Mari mencoba menempatkan diri sendiri sebagai penerimanya. Kata sila memang lebih sopan terdengar. Akan tetapi, bukankah terasa bahwa kita seolah hanya akan melakukannya sendiri saja? Tidak ada yang menemani. Hanya berjalan sendiri di jalan yang sudah diberikan arahnya. Silakan beli ini, kemudian silakan keluarkan uang segini. Bukankah tidak ada rasa yang paling ingin dihindari kecuali kesepian? Ah, mohon maaf jika sedikit merusak suasana bagi para pejuang cinta.

Berbeda dengan kata mari yang terkesan kurang halus, namun timbul rasa kebersamaan ketika mendengarkannya. Pendengar tidak melakukannya sendiri, melainkan dilindungi payung serasa dan sepenanggungan. Melakukannya dengan bersama tentu memerlukan rasa semangat. Maka, tak jarang kata tersebut hadir dalam suasana perjuangan, seperti Mari, Bung rebut kembali! atau Mari kita menghabiskan usia bersama. Cieilah.

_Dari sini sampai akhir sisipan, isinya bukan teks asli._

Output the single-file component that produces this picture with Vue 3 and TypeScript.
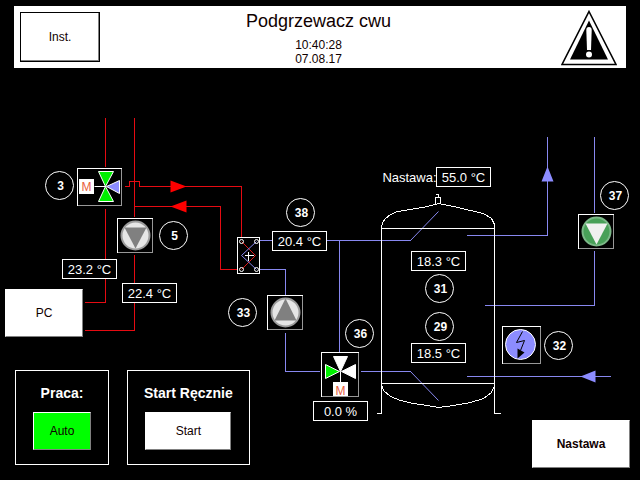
<script setup lang="ts">
import { ref } from 'vue'

interface Reading {
  x: number
  y: number
  text: string
}

interface Badge {
  x: number
  y: number
  id: number
}

interface Pump {
  x: number
  y: number
  up: boolean
  running: boolean
}

const time = '10:40:28'
const date = '07.08.17'
const mode = ref('Auto')

const readings: Reading[] = [
  { x: 62, y: 259, text: '23.2 °C' },
  { x: 122, y: 283, text: '22.4 °C' },
  { x: 272, y: 231, text: '20.4 °C' },
  { x: 436, y: 167, text: '55.0 °C' },
  { x: 411, y: 251, text: '18.3 °C' },
  { x: 411, y: 343, text: '18.5 °C' },
  { x: 313, y: 401, text: '0.0 %' },
]

const badges: Badge[] = [
  { x: 59, y: 185, id: 3 },
  { x: 173, y: 235, id: 5 },
  { x: 300, y: 212, id: 38 },
  { x: 242, y: 312, id: 33 },
  { x: 359, y: 333, id: 36 },
  { x: 439, y: 288, id: 31 },
  { x: 439, y: 326, id: 29 },
  { x: 614, y: 195, id: 37 },
  { x: 558, y: 345, id: 32 },
]

const pumps: Pump[] = [
  { x: 135, y: 235, up: false, running: false },
  { x: 285, y: 312, up: true, running: false },
  { x: 596, y: 231, up: false, running: true },
]
</script>

<template>
  <div class="screen">
    <header class="topbar">
      <button type="button" class="inst">Inst.</button>
      <div class="heading">
        <h1>Podgrzewacz cwu</h1>
        <time>{{ time }}</time>
        <time>{{ date }}</time>
      </div>
      <svg class="warning" viewBox="0 0 56 56" role="img" aria-label="Alarm">
        <path d="M28 1.5 L55 54.5 H1 Z" fill="#fff" stroke="#000" stroke-width="1.6" />
        <path d="M28 10.5 L47 49.5 H9 Z" fill="#000" />
        <path d="M25.3 20 Q25.3 17 28 17 T30.7 20 L30 40 H26 Z" fill="#fff" />
        <circle cx="28" cy="44.5" r="3" fill="#fff" />
      </svg>
    </header>

    <main class="stage">
      <svg class="diagram" viewBox="0 68 640 412" aria-label="Schemat instalacji">
        <g class="shift">
          <g class="pipe hot">
            <path d="M105 117 V166 M105 208 V302 H84" />
            <path d="M134 117 V216 M134 254 V330 H84" />
            <path d="M124 186 H129 V181 H139 V186 H241 V241" />
            <path d="M134 206 H220 V269 H241" />
          </g>
          <path class="hot-fill" d="M170 180 L186 186 L170 192 Z M186 200 L170 206 L186 212 Z" />

          <g class="pipe cold">
            <path d="M256 240 H410 M339 240 V351" />
            <path d="M256 269 H285 V294 M285 332 V371 H319" />
            <path d="M360 371 H410 M466 235 H547 V136" />
            <path d="M594 136 V212 M594 250 V305 H484" />
            <path d="M466 376 H610" />
          </g>
          <path class="cold-slope" d="M410 240 L438 211 M410 371 L438 400" />
          <path class="cold-fill" d="M547 166 L553 181 H541 Z M580 376 L595 370 V382 Z" />

          <g class="outline">
            <path d="M376 413 H381 V227 M494 227 V413 H500 M381 228 H494 M381 383 H494" />
            <path d="M381 228 L382 222 L385 218 L390 214 L397 211 L410 209 L427 206 L438 203 L453 206 L470 210 L483 213 L491 218 L494 224 V228" />
            <path d="M381 384 L383 390 L390 396 L400 400 L413 403 L427 405 L438 407 L453 405 L470 402 L483 398 L491 392 L494 385" />
            <path d="M435 203 V197 H440 V203 M435 194 H438 V197" />
          </g>

          <!-- heat exchanger -->
          <rect class="box" x="237" y="237" width="22" height="36" />
          <path class="hot-thin" d="M241 241 L255 255 L241 269" />
          <path class="cold-thin" d="M256 241 L241 255 L256 269" />
          <path class="cross" d="M244 255 H253 M248 251 V260" />
          <g class="ports">
            <circle cx="241" cy="241" r="2" />
            <circle cx="256" cy="241" r="2" />
            <circle cx="241" cy="269" r="2" />
            <circle cx="256" cy="269" r="2" />
          </g>

          <!-- three-way valves -->
          <rect class="box" x="77" y="168" width="44" height="37" />
          <path class="edge" d="M121 168 V205 H77" />
          <g class="valve">
            <path d="M94 186 H105" />
            <path class="open" d="M98 171 H113 L105 186 Z M98 201 H113 L105 186 Z" />
            <path class="cold-fill" d="M106 186 L119 180 V193 Z" />
          </g>
          <rect class="motor" x="79" y="179" width="14" height="14" />
          <text class="motor-label" x="86" y="190">M</text>

          <rect class="box" x="321" y="352" width="37" height="44" />
          <path class="edge" d="M358 352 V396 H321" />
          <g class="valve">
            <path d="M340 371 V382" />
            <path class="closed" d="M333 356 H347 L340 371 Z M355 364 V378 L341 371 Z" />
            <path class="open" d="M325 364 V378 L339 371 Z" />
          </g>
          <rect class="motor" x="333" y="382" width="14" height="13" />
          <text class="motor-label" x="340" y="394">M</text>

          <g v-for="p in pumps" :key="p.x" :transform="`translate(${p.x} ${p.y})`">
            <rect class="box" x="-18" y="-17" width="35" height="34" />
            <path class="edge" d="M17 -17 V17 H-18" />
            <circle class="pump" :class="{ running: p.running }" r="14" />
            <path
              class="impeller"
              :class="{ running: p.running }"
              :d="p.up ? 'M0 -14 L11 8 H-11 Z' : 'M0 13 L11 -8 H-11 Z'"
            />
          </g>

          <!-- electric heater -->
          <rect class="box" x="502" y="326" width="38" height="37" />
          <path class="edge" d="M540 326 V363 H502" />
          <circle class="heater" cx="520" cy="344" r="15" />
          <path class="bolt" d="M522 331 L516 342 L524 340 L520 350" />
          <path d="M517 348 L524 352 L517 358 Z" />

          <g v-for="r in readings" :key="`${r.x}-${r.y}`">
            <rect class="field" :x="r.x" :y="r.y" width="54" height="19" />
            <text class="value" :x="r.x + 27" :y="r.y + 14">{{ r.text }}</text>
          </g>
          <text class="value" x="409" y="181">Nastawa:</text>

          <g v-for="b in badges" :key="b.id">
            <circle class="badge" :cx="b.x" :cy="b.y" r="14" />
            <text class="badge-id" :x="b.x + 1" :y="b.y + 4">{{ b.id }}</text>
          </g>
        </g>

        <foreignObject x="5" y="289" width="78" height="48">
          <button type="button" class="plate fill">PC</button>
        </foreignObject>
      </svg>

      <div class="controls">
        <section class="panel">
          <h2>Praca:</h2>
          <button type="button" class="plate active">{{ mode }}</button>
        </section>
        <section class="panel">
          <h2>Start Ręcznie</h2>
          <button type="button" class="plate wide">Start</button>
        </section>
        <button type="button" class="plate setpoint">Nastawa</button>
      </div>
    </main>
  </div>
</template>

<style>
body {
  margin: 0;
  background: #000;
}
</style>

<style scoped>
.screen {
  background: #000;
  color: #fff;
  font-family: 'Liberation Sans', Arial, sans-serif;
  font-size: 12px;
  padding-top: 6px;
}

.topbar {
  display: grid;
  grid-template-columns: 1fr auto 1fr;
  align-items: start;
  margin: 0 14px;
  padding: 4px 9px 0 6px;
  min-height: 58px;
  background: #fff;
  color: #100000;
}

button {
  box-sizing: border-box;
  padding: 0;
  font: inherit;
  color: #100000;
  cursor: pointer;
}

.inst {
  width: 80px;
  height: 50px;
  margin-top: 2px;
  background: #fff;
  border: 1px solid #000;
  box-shadow: inset -1px -1px #808080;
}

.heading {
  display: flex;
  flex-direction: column;
  align-items: center;
  line-height: 14px;
}

h1 {
  margin: 0 0 6px;
  font-size: 18px;
  font-weight: 400;
  line-height: 22px;
}

.warning {
  justify-self: end;
  width: 56px;
  height: 56px;
}

.stage {
  display: grid;
}

.diagram,
.controls {
  grid-area: 1 / 1;
}

.diagram {
  display: block;
  width: 100%;
}

.shift {
  transform: translate(0.5px, 0.5px);
}

.pipe,
.outline,
.box,
.edge,
.field,
.cross {
  fill: none;
  stroke: #fff;
  shape-rendering: crispEdges;
}

.box,
.field {
  fill: #000;
}

.edge {
  stroke: #989898;
}

.hot {
  stroke: #e60b12;
}

.cold {
  stroke: #8888f0;
}

.cold-slope {
  fill: none;
  stroke: #8888f0;
}

.hot-fill {
  fill: #ff0000;
}

.cold-fill {
  fill: #8c8cff;
}

.hot-thin {
  fill: none;
  stroke: #e01818;
}

.cold-thin {
  fill: none;
  stroke: #8888f0;
}

.ports {
  fill: none;
  stroke: #fff;
}

.valve {
  stroke: #fff;
}

.open {
  fill: #00f000;
}

.closed {
  fill: #fff;
}

.motor {
  fill: #fff;
  stroke: #fff;
}

.motor-label {
  fill: #e8603c;
  font-size: 12px;
  text-anchor: middle;
}

.pump {
  fill: #e6e6e6;
  stroke: #9c9c9c;
  stroke-width: 2;
}

.pump.running {
  fill: #48a058;
  stroke: #7cb888;
}

.impeller {
  fill: #808080;
}

.impeller.running {
  fill: #f0f0f0;
}

.heater {
  fill: #8c8cff;
  stroke: #fff;
}

.bolt {
  fill: none;
  stroke: #000;
}

.value {
  fill: #fff;
  font-size: 13px;
  text-anchor: middle;
}

.badge {
  fill: #000;
  stroke: #fff;
}

.badge-id {
  fill: #fff;
  font-size: 12px;
  font-weight: 700;
  text-anchor: middle;
}

.controls {
  align-self: end;
  display: flex;
  align-items: flex-end;
  gap: 18px;
  padding: 0 10px 12px 15px;
  pointer-events: none;
}

.controls button {
  pointer-events: auto;
}

.panel {
  box-sizing: border-box;
  display: flex;
  flex-direction: column;
  align-items: center;
  gap: 10px;
  min-width: 94px;
  height: 95px;
  margin-bottom: 3px;
  padding: 14px 16px 0;
  border: 1px solid #fff;
}

h2 {
  margin: 0;
  font-size: 14px;
  font-weight: 700;
  line-height: 17px;
  white-space: nowrap;
}

.plate {
  background: #fff;
  border: 1px solid #fff;
  border-right-color: #808080;
  border-bottom-color: #808080;
}

.fill {
  display: block;
  width: 100%;
  height: 100%;
}

.active {
  width: 58px;
  height: 38px;
  background: #00ff00;
}

.wide {
  width: 86px;
  height: 38px;
}

.setpoint {
  width: 98px;
  height: 48px;
  margin-left: auto;
  font-weight: 700;
}
</style>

Oleh karena itu, kata mari juga tak kalah efektif jika digunakan dalam kalimat ajakan yang sesuai dengan konteksnya. Misalnya, menggunakan kata tersebut dalam lingkup anak muda. Mereka tentu membutuhkan semangat tinggi dalam jalan kehidupannya yang masih panjang. Kata mari juga dapat digunakan dalam kebutuhan secara umum, seperti layanan masyarakat. Dengan kesan sedikit lebih sopan daripada kata ayo, kesan mengajak dan ingin melakukannya secara masif tetap dapat sampai kepada para pendengarnya.

.

Apakah berarti kata mari lebih baik daripada kata sila? Tentu tidak. Perlu digarisbawahi bahwa setiap kata akan mengeluarkan potensi terbesarnya dalam penggunaan yang tepat dan efektif. Pembahasan ini tentu hanya menyentuh permukaan saja. Jika pendapat para pembaca justru berbeda, tak masalah. Sila mengutarakannya dengan tak kalah kuat argumennya. Setidaknya, tercapai sudah tujuan penjelasan ini untuk membahas hal-hal menarik tentang bahasa. Memang tidak akan sederhana lagi menggunakannya, namun tidak menakutkan pula untuk menyelaminya. Tak perlu takut. Bukankah saya juga sudah menggunakan keduanya sedari tadi?